Well I now have 4 coats on but ran into a small snag. I wanted to do 6 coats but I do not have enough activator to mix with the paint. The can states a 3:1 mix ratio. Which is what I followed. After noticing I was almost out I checked out the Aquatic Eco Systems website and they list a 4:1 mix ratio, which would work out right based on the paint I have left. I sent them an email but will not here back till Tuesday or so with the holiday. I can order activator but with the hazmat fee it came to $67 shipped. I think I have enough for 1 more coat. Any ways here is another pic.


----------



## imusuallyuseless (Dec 28, 2005)

Looking good so far :thumb: Sucks about the snag :?


----------



## jb1234 (Apr 2, 2006)

I heard back on the activator and they said it should be 3:1 ratio. I talked to 2 different people and got 2 different responses. The bottom line is they offered to give me a dented can of activator if I just pay shipping. Which was only $9. I said ok and it should be here on Monday. I ended up doing 5 coats and calling it good. I installed the glass last night and siliconed all the seams 3 nights ago. Currently working on the plumbing. I picked up a 90 gallon for the sump. Here are a few pics with the glass in.


----------



## rarefaction (Aug 6, 2009)

Do you just razor knife the excess silicone off the front glass when it sets?


----------



## jb1234 (Apr 2, 2006)

rarefaction said:


> Do you just razor knife the excess silicone off the front glass when it sets?


Yes that is the plan. It looks sloppy but wanted to make sure there was plenty of silicone to seal it up.


----------



## rarefaction (Aug 6, 2009)

jb1234 said:


> Yes that is the plan. It looks sloppy but wanted to make sure there was plenty of silicone to seal it up.

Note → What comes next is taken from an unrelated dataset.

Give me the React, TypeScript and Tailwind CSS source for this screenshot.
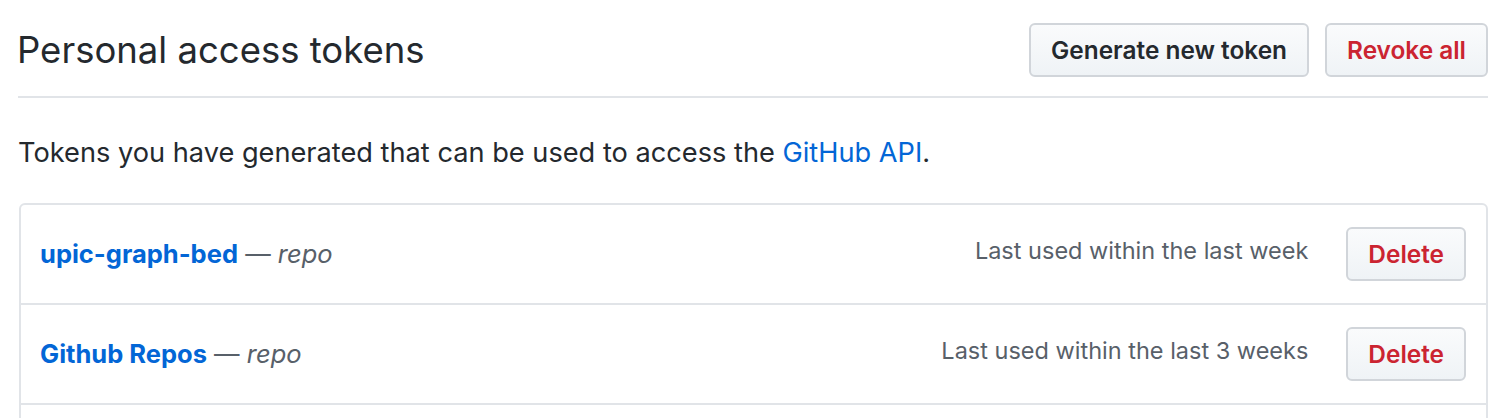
const tokens = [
  { name: 'upic-graph-bed', scope: 'repo', lastUsed: 'Last used within the last week' },
  { name: 'Github Repos', scope: 'repo', lastUsed: 'Last used within the last 3 weeks' },
];

const btn =
  'inline-flex h-[54px] items-center rounded-[6px] border-2 border-[#d1d5da] bg-gradient-to-b from-[#fafbfc] to-[#eff3f6] px-[20px] text-[24.4px] font-semibold';

export default function App() {
  return (
    <div className="min-h-screen bg-white pl-[18px] pr-[24px] text-[#24292e]" style={{ fontFamily: 'Inter, "Noto Sans", sans-serif' }}>
      <div className="flex items-center justify-between border-b-2 border-[#e1e4e8] pb-[19px] pt-[23px]">
        <h2 className="-ml-[1px] text-[36.5px] font-normal leading-none">Personal access tokens</h2>
        <div className="flex gap-[16px]">
          <button className={`${btn} text-[#24292e]`}>Generate new token</button>
          <button className={`${btn} text-[#cb2431]`}>Revoke all</button>
        </div>
      </div>

      <p className="mt-[37px] text-[27.2px] leading-[36px]">
        Tokens you have generated that can be used to access the{' '}
        <a className="text-[#0366d6]">GitHub API</a>.
      </p>

      <div className="mt-[32px] ml-px overflow-hidden rounded-t-[6px] border-2 border-[#e1e4e8]">
        {tokens.map((t) => (
          <div key={t.name} className="flex h-[100px] items-center justify-between border-b-2 border-[#e1e4e8] pl-[19px] pr-[20px]">
            <div className="text-[25.5px]">
              <a className="font-bold text-[#0366d6]">{t.name}</a>
              <span className="text-[#586069]"> — <em>{t.scope}</em></span>
            </div>
            <div className="flex items-center gap-[38px]">
              <span className="-mt-[6px] text-[23.5px] text-[#586069]">{t.lastUsed}</span>
              <button className={`${btn} text-[#cb2431]`}>Delete</button>
            </div>
          </div>
        ))}
        <div className="h-[100px]" />
      </div>
    </div>
  );
}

It looks awesome, and I knew you would clean up that edge, or hide it with trim. I'm still taking notes on your experience. My in wall design is still seeking funding. :wink:


----------



## jericd (Sep 18, 2009)

That is cool that you are building out your own tank. I was thinking about someday doing a built-in, but building a bookcase/shelving around an actual tank. It is interesting to be able to literally build a tank to "spec", but wouldn't even know where to begin. I noticed all of the coats of epoxy you are using. Would it have been possible to use maybe some sort of fiberglassing? Would that be any more suitable and less labor-intensive? Again, I know nothing about actually building a tank so thought I would ask the question. Thanks.


----------



## jb1234 (Apr 2, 2006)

I could have done fiberglass but based on some other folks tanks I decided that the epoxy paint was the way for me to go. I would say that fiberglassing would be way more labor intensive. Using the epoxy paint was just like painting the walls in your house. Very easy to use. The one drawback would be the odor of the epoxy.


----------



## rarefaction (Aug 6, 2009)

opcorn:


----------



## Will1983 (Dec 6, 2009)

looks great mate, i really want a built in tank but The Boss won't let me at the moment..


----------



## smichael (Feb 1, 2010)

Is the sweetwater paint epoxy resin paint?


----------



## rarefaction (Aug 6, 2009)

update?


----------



## GeriJo (May 13, 2010)

:fish: opcorn:


----------



## czar_wilson (May 26, 2011)

old thread but 
did the tank ever come to be??


----------